Jared: Yeah, I've seen that one. That's great. That's great. Um, Uh, one more question on that. It sounds like you are scripting most or all of what you're recording. Is that true? Is that important? Have you tried not scripting? And why have you landed where you've landed?
Chris: No, I, I don't script hardly anything.
Jared: So you, these hooks all are just kind of coming out of practice and out of nature and out of an understanding of what your content does and how it relates to your hook.
Chris: Yeah. So at this point, the hooks are intentional, right? So you could call that part a script cause it is deliberate, but it took me a long time to get there. Um, but everything else, it, I'm just like, I don't know. I, the only analogy I would make, um, is like, so Taylor Swift, right? She, she's written hundreds of songs and she's published a fraction of them.
And I'm not very musically inclined and I've never understood that. Right. I just never, I can't wrap my head around it. Cause it's not just the words, it's got the music, you got to tie it in. You have the bridge, you've got multiple choruses versus, and I just never understood that. Um, but that's how she sees the world, right?
She's on a tour bus and she looks outside and sees a pig and she's like, Oh, that's interesting. And she makes all these connections and she'll, she'll write a song in five minutes. And I see the world like an entrepreneur. Like I've been. So curious and so I'm I'm able to see things really fast, right? And so that's an important part of it and it comes back to like the passion verse Profit argument, right?
Follow your passion, follow the profit. It's neither one. Um, in my opinion, profit is not scalable. Passion is, uh, so you have to start making money. And then once you have, uh, then you can really follow your passion and that can be infinitely scalable. So my passion is not this business or that business.
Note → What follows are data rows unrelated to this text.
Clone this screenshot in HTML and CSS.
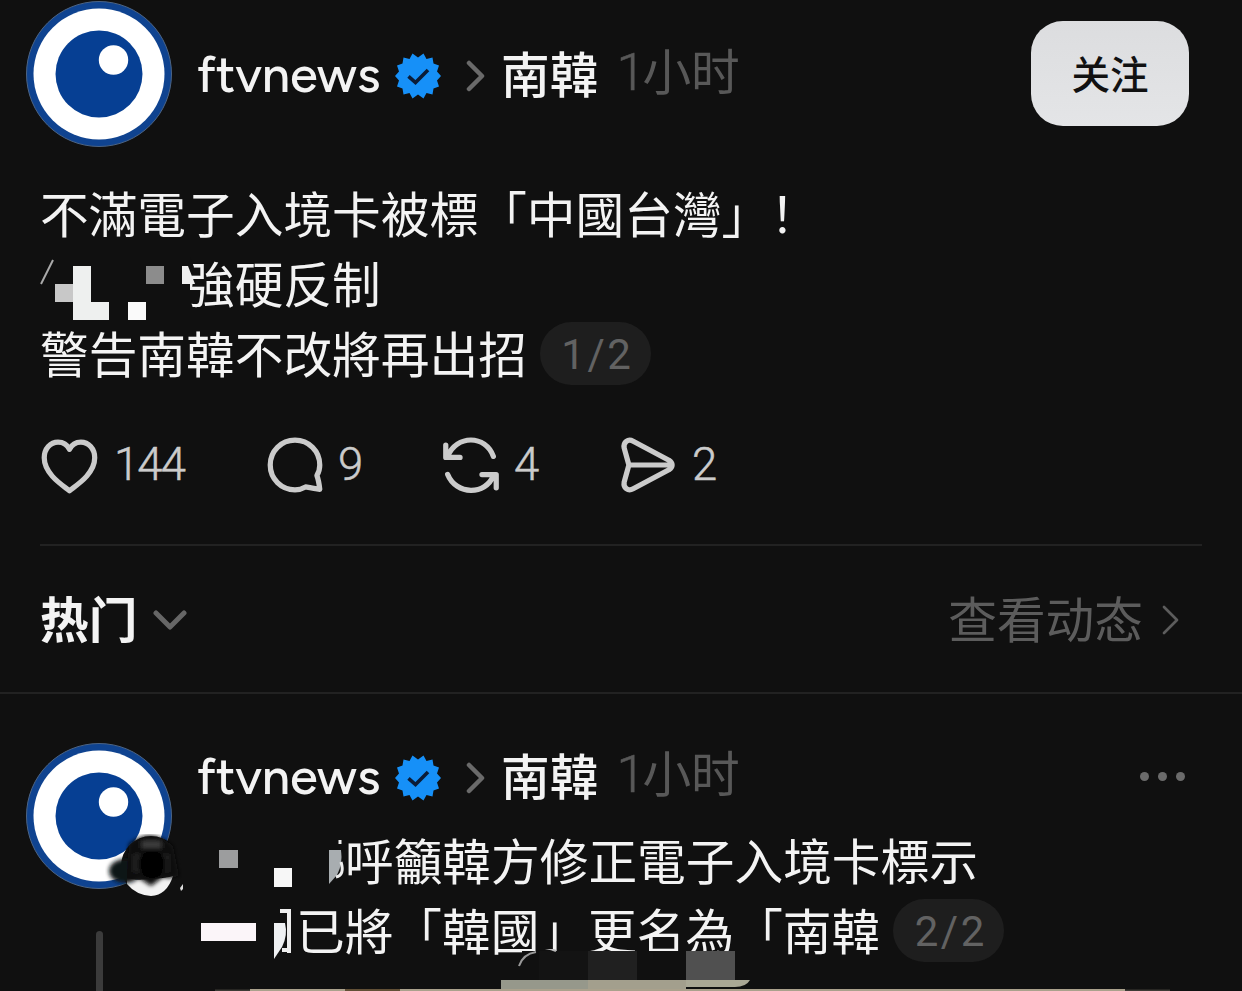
FILE: index.html
```html
<!DOCTYPE html>
<html lang="zh-CN">
<head>
    <meta charset="UTF-8">
    <meta name="viewport" content="width=device-width, initial-scale=1.0">
    <title>ftvnews</title>
    <link rel="stylesheet" href="styles.css">
</head>
<body>
    <!-- shared icons -->
    <svg class="sprite" width="0" height="0">
        <symbol id="logo" viewBox="0 0 146 146">
            <circle cx="73" cy="73" r="72.5" fill="#0f4390" stroke="#4c6484"/>
            <circle cx="73" cy="73" r="65.5" fill="#fff"/>
            <circle cx="73" cy="73" r="43.5" fill="#063f93"/>
            <circle cx="87.500" cy="59" r="14.700" fill="#fff"/>
        </symbol>
        <symbol id="verified" viewBox="0 0 46 46">
            <path fill="#1690f8" d="M23 4.500 L28.500 0.500 L31.500 6 L37.500 4.500 L38.500 10.500 L44 12.500 L42 18.500 L46 23 L42 27.500 L44 33.500 L38.500 35.500 L37.500 41.500 L31.500 40 L28.500 45.500 L23 41.500 L17.500 45.500 L14.500 40 L8.500 41.500 L7.500 35.500 L2 33.500 L4 27.500 L0 23 L4 18.500 L2 12.500 L7.500 10.500 L8.500 4.500 L14.500 6 L17.500 0.500 Z"/>
            <path fill="none" stroke="#0b1c38" stroke-width="3.600" d="M13.500 23.300 L20.500 29.500 L33 17"/>
        </symbol>
        <symbol id="chevron" viewBox="0 0 20 34">
            <path fill="none" stroke="currentColor" stroke-linecap="round" stroke-linejoin="round" d="M3 4 L16 17 L3 30"/>
        </symbol>
    </svg>

    <main class="thread">
        <article class="post main-post">
            <header class="post-header">
                <svg class="avatar"><use href="#logo"/></svg>
                <div class="meta">
                    <span class="username">ftvnews</span>
                    <svg class="verified"><use href="#verified"/></svg>
                    <svg class="crumb"><use href="#chevron"/></svg>
                    <span class="topic">南韓</span>
                    <span class="time"><span class="one">1</span>小时</span>
                </div>
                <button class="follow">关注</button>
            </header>
            <div class="text">
                <p>不滿電子入境卡被標「中國台灣」！</p>
                <p class="line"><svg class="mosaic three" viewBox="0 0 146 70">
                    <path fill="#101010" d="M140 10h10l4 10 -4 14v26h-10z"/>
                    <path d="M1 37 L13 13" stroke="#aaa" stroke-width="2"/>
                    <path fill="#c8c8c8" d="M15 37h18v18H15z"/>
                    <path fill="#eef0ef" d="M33 19h18v36h18v18H33z"/>
                    <path fill="#8c8c8c" d="M106 19h18v18h-18z"/>
                    <path fill="#fafafa" d="M88 55h18v18H88z"/>
                    <path fill="#f0f0f0" d="M142 19h6l7 18h-13z"/>
                </svg><span>強硬反制</span></p>
                <p class="line"><span>警告南韓不改將再出招</span><span class="page">1/2</span></p>
            </div>
            <div class="actions">
                <span class="action like">
                    <svg viewBox="-2 -1.500 63 63"><path d="M30 57 C24 52 3.500 40 3.500 22.500 C3.500 13 10 6 18 6 C24 6 28 9.500 30 13.500 C32 9.500 36 6 42 6 C50 6 56.500 13 56.500 22.500 C56.500 40 36 52 30 57 Z"/></svg>
                    <span>144</span>
                </span>
                <span class="action comment">
                    <svg viewBox="-1.500 -1.500 63 63"><path d="M53 41 C55.500 37 56 34 56 30 C56 15.500 44.500 4 30 4 C15.500 4 4 15.500 4 30 C4 44.500 15.500 56 30 56 C34 56 37.500 55 41 53 C46 54 51 55 56 55.500 C55.500 51 54.500 45 53 41 Z"/></svg>
                    <span>9</span>
                </span>
                <span class="action repost">
                    <svg viewBox="-1 -1.500 63 63"><path d="M4 9 V22 H19 M6 21 C15 -2 46 -2 54 21 M6 40 C15 62 46 62 54 41 M42 40 H57 V54"/></svg>
                    <span>4</span>
                </span>
                <span class="action share">
                    <svg viewBox="-1.500 -1.500 63 63"><path d="M11 30 L6 12 C5 6 10 2 15.500 5 L53 25 C57.500 28 57.500 32 53 35 L15.500 55 C10 58 5 54 6 48 Z M11 30 H55"/></svg>
                    <span>2</span>
                </span>
            </div>
        </article>

        <div class="sort-bar">
            <div class="sort"><span>热门</span>
                <svg viewBox="0 0 34 20"><path d="M3 3 L17 17 L31 3"/></svg>
            </div>
            <div class="activity"><span>查看动态</span> <svg><use href="#chevron"/></svg></div>
        </div>

        <article class="post reply">
            <div class="avatar-col">
                <svg class="avatar"><use href="#logo"/></svg>
                <!-- small badge on the avatar corner -->
                <svg class="avatar-badge" viewBox="0 0 80 66">
                    <defs>
                        <filter id="soft" x="-20%" y="-20%" width="140%" height="140%"><feGaussianBlur stdDeviation="2.200"/></filter>
                    </defs>
                    <circle cx="46" cy="32" r="30" fill="#111"/>
                    <path fill="#f2f2f2" d="M22 44 Q30 47 46 45 Q62 44 68 42 Q62 61 46 62 Q31 61 22 50 Z"/>
                    <g filter="url(#soft)">
                        <ellipse cx="20" cy="37" rx="16" ry="12" fill="#101217"/>
                        <path fill="#0d0d0d" d="M24 10 Q46 -8 68 12 L74 42 L64 44 L58 43 L46 52 L34 44 L22 45 Z"/>
                        <path fill="#3c3c3c" d="M37 7h19v7H37z"/>
                        <path fill="#242424" d="M28 20h36v18H28z"/>
                        <ellipse cx="47" cy="30" rx="14" ry="14" fill="#050505"/>
                    </g>
                    <path d="M75 54 l3 -4 v5 l-2 2z" fill="#ddd"/>
                </svg>
                <div class="thread-line"></div>
            </div>
            <div class="reply-body">
                <div class="reply-top">
                    <div class="meta">
                        <span class="username">ftvnews</span>
                        <svg class="verified"><use href="#verified"/></svg>
                        <svg class="crumb"><use href="#chevron"/></svg>
                        <span class="topic">南韓</span>
                        <span class="time"><span class="one">1</span>小时</span>
                    </div>
                    <div class="more"><i></i><i></i><i></i></div>
                </div>
                <div class="text">
                    <p class="line"><svg class="mosaic three" viewBox="0 0 146 70">
                        <path fill="#9c9d9e" d="M20 26h19v18H20z"/>
                        <path fill="#f7f7f7" d="M75 44h18v19H75z"/>
                        <path fill="#a8adb0" d="M130 26h12q2 14 -4 25l-8 9z"/>
                        <path fill="none" stroke="#eee" stroke-width="3" d="M141 16 v4 M142 38 q4 13 -5 15"/>
                    </svg><span>呼籲韓方修正電子入境卡標示</span></p>
                    <p class="line"><svg class="mosaic two" viewBox="0 0 97 70">
                        <path fill="#fbf5f9" d="M2 29h55v18H2z"/>
                        <path fill="#eff1f3" d="M75 29h11q3 12 -3 24l-8 12z"/>
                        <path fill="none" stroke="#eee" stroke-width="4" d="M81 17 H90 V59 M90 56 H83"/>
                    </svg><span>已將「韓國」更名為「南韓</span><span class="page">2/2</span></p>
                </div>
            </div>
        </article>

        <!-- top edge of the attached picture with the blocks lying over it -->
        <svg class="media-edge" viewBox="0 0 1242 42">
            <path fill="#101010" d="M522 2 H750 V31 H522z"/>
            <path fill="#131313" d="M539 2h49v29h-49z"/>
            <path fill="#202020" d="M588 2h49v29h-49z"/>
            <path fill="#505050" d="M686 2h49v29h-49z"/>
            <path fill="none" stroke="#999" stroke-width="2" d="M519 17 Q523 5 536 3"/>
            <path fill="none" stroke="#bbb" stroke-width="2" d="M545 -1 Q552 0 556 2"/>
            <path fill="#3c3b35" d="M215 40.500h955v1.500H215z"/>
            <path fill="#aaa18c" d="M250 40h875v2H250z"/>
            <path fill="#625036" d="M345 40h55v2h-55z"/>
            <path fill="#96988b" d="M501 31H588V40H501z"/>
            <path fill="#a39f8d" d="M588 31H686V40H588z"/>
            <path fill="#aaa895" d="M686 31H750Q746 38 735 38H686z"/>
        </svg>
    </main>
</body>
</html>
```
FILE: styles.css
```css
:root {
    --bg: #101010;
    --text: #f3f3f3;
    --muted: #5c5c5c;
    --icon: #cbcbcb;
    --line: #222222;
}

* {
    margin: 0;
    padding: 0;
    box-sizing: border-box;
}

body {
    background: var(--bg);
    color: var(--text);
    font-family: "Noto Sans CJK SC", sans-serif;
    font-size: 48.7px;
    line-height: 70px;
    overflow: hidden;
}

svg {
    display: block;
    flex-shrink: 0;
}

.sprite {
    display: none;
}

.thread {
    position: relative;
    height: 991px;
    overflow: hidden;
}

.post-header {
    display: flex;
    height: 147px;
    padding: 1px 53px 0 26px;
}

.avatar {
    width: 146px;
    height: 146px;
}

.meta {
    display: flex;
    align-items: center;
    height: 70px;
    white-space: nowrap;
}

.post-header .meta {
    margin: 37px 0 0 25px;
}

.username {
    width: 184px;
    margin-top: 3px;
    font-family: Figtree, "Noto Sans", sans-serif;
    font-size: 50.5px;
    font-weight: 500;
    letter-spacing: -0.1px;
}

.verified {
    width: 46px;
    height: 46px;
    margin: 5px 25px 0 14px;
}

.crumb {
    width: 20px;
    height: 34px;
    margin: 5px 15px 0 0;
    color: #6a6a6a;
    stroke-width: 4.5px;
}

.topic {
    font-weight: 500;
    margin-bottom: 3px;
}

.time {
    display: flex;
    margin: 0 0 4px 18px;
    color: #585858;
}

.one {
    width: 26px;
    padding-top: 4px;
    font-family: Roboto, sans-serif;
    font-size: 52px;
    font-weight: 300;
    -webkit-text-stroke: 0.6px #585858;
}

.follow {
    width: 158px;
    height: 105px;
    margin: 20px 0 0 auto;
    padding-bottom: 3px;
    border: none;
    border-radius: 32px;
    background: linear-gradient(#dcdddf, #e4e5e7);
    color: #111;
    font-family: inherit;
    font-size: 38.5px;
    font-weight: 500;
}

.main-post .text {
    padding: 30px 0 0 40px;
}

.text {
    white-space: nowrap;
}

.line {
    display: flex;
    align-items: center;
    height: 70px;
}

/* paints over the first glyph of the text that follows */
.mosaic {
    position: relative;
    z-index: 1;
    height: 70px;
    overflow: visible;
}

.three {
    width: 146px;
}

.two {
    width: 97px;
}

.page {
    width: 111px;
    height: 63px;
    margin: 3px 0 0 13px;
    padding-left: 4px;
    border-radius: 32px;
    background: #1e1e1e;
    color: #626262;
    font-family: Roboto, sans-serif;
    font-size: 42px;
    letter-spacing: 2.5px;
    line-height: 66px;
    text-align: center;
}

.actions {
    display: flex;
    height: 157px;
    padding: 48px 0 0 39px;
    color: var(--icon);
    font-family: Roboto, sans-serif;
    font-size: 45.5px;
    font-weight: 300;
    letter-spacing: -1.9px;
    -webkit-text-stroke: 0.5px var(--icon);
}

.action {
    display: flex;
    height: 60px;
    line-height: 60px;
}

.action svg {
    width: 60px;
    height: 60px;
    margin-right: 15px;
    fill: none;
    stroke: currentColor;
    stroke-width: 5.5px;
    stroke-linecap: round;
    stroke-linejoin: round;
}

.like {
    width: 226px;
}

.comment {
    width: 176px;
}

.repost {
    width: 176px;
}

.comment svg,
.repost svg {
    margin-right: 13px;
}

.sort-bar {
    display: flex;
    justify-content: space-between;
    position: relative;
    height: 150px;
    padding: 41px 61px 0 40px;
    border-bottom: 2px solid var(--line);
}

/* inset divider under the actions */
.sort-bar::before {
    content: "";
    position: absolute;
    top: 0;
    left: 40px;
    right: 40px;
    height: 2px;
    background: var(--line);
}

.sort,
.activity {
    display: flex;
    align-items: center;
    height: 70px;
}

.sort span,
.activity span {
    margin-bottom: 6px;
}

.sort {
    font-weight: 700;
}

.sort svg {
    width: 34px;
    height: 20px;
    margin-left: 16px;
    fill: none;
    stroke: #666;
    stroke-width: 5px;
    stroke-linecap: round;
    stroke-linejoin: round;
}

.activity {
    color: var(--muted);
}

.activity svg {
    width: 20px;
    height: 34px;
    margin-left: 18px;
    stroke-width: 2.7px;
}

.reply {
    display: flex;
    padding: 49px 57px 0 26px;
}

.avatar-col {
    position: relative;
    width: 146px;
    margin-right: 25px;
}

.avatar-badge {
    position: absolute;
    top: 91px;
    left: 79px;
    width: 80px;
    height: 66px;
}

.thread-line {
    width: 7px;
    height: 90px;
    margin: 42px auto 0;
    border-radius: 4px 4px 0 0;
    background: #3b3b3b;
}

.reply-body {
    flex: 1;
}

.reply-top {
    display: flex;
    justify-content: space-between;
    height: 81px;
}

.reply-top .meta {
    margin-top: -3px;
}

.reply .text {
    padding-left: 2px;
}

.more {
    display: flex;
    gap: 9px;
    padding-top: 29px;
}

.more i {
    width: 9px;
    height: 9px;
    border-radius: 50%;
    background: #6b6b6b;
}

.media-edge {
    position: absolute;
    left: 0;
    bottom: 0;
    width: 1242px;
    height: 42px;
}
```
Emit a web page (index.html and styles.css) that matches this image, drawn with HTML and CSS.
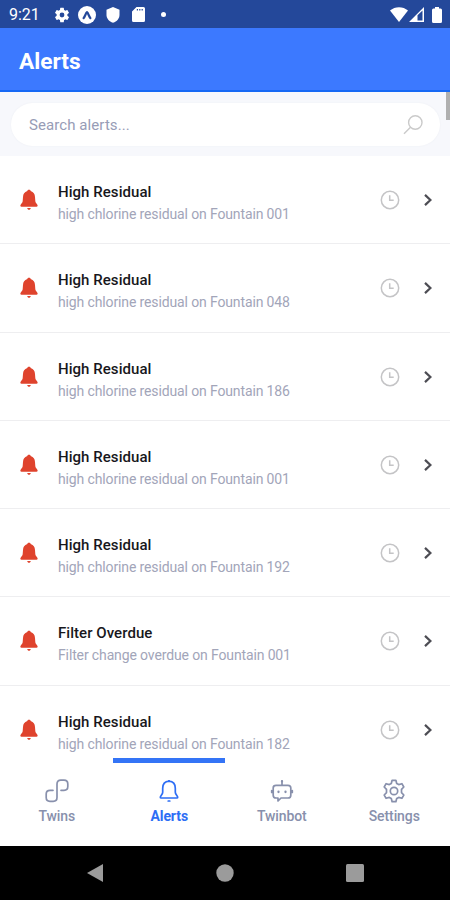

It's just business. And so. That helps me see things really fast. So whoever's listening, whatever your passion is, if you're about to make an Instagram account or grow your Instagram account on something that you don't really feel, you know, a lot of, or something that you're not really passionate about, you're gonna, you're going to have writer's block all the time.
And I, that just can't work, right? It, so it's gotta be something that you can really get energy from learning about. So you can just crank out, uh, a lot of content.
Jared: Chris, this has been a really, uh, good tactically, uh, inspiring podcast interview. Thank you for coming on and sharing. Thank you. Still blows my mind just how you're able to put together so much so quickly that, uh, is, is, is just so incredibly well received by people.
It's really, um, it's downright inspiring. So thank you for sharing so many details and so many tips. Uh, I think my biggest takeaway was when you shared that Facebook creates the most loyal audience out of everybody. That's, that's fascinating. Anyways, Chris, thanks for coming out. Where can people, I mean, follow along with what you're doing?
Where can people kind of go and learn more about what you're doing?
Chris: Yeah, I'm a, I'm the Kerner office on all social channels spelled like my last name, K O E R N E R. And it all lives at TKO pod. com as in the Kerner office podcast. So
Jared: that's great. Chris, thanks so much for joining us, uh, much continued success.
And we'll talk to you again soon. All right. Thank you.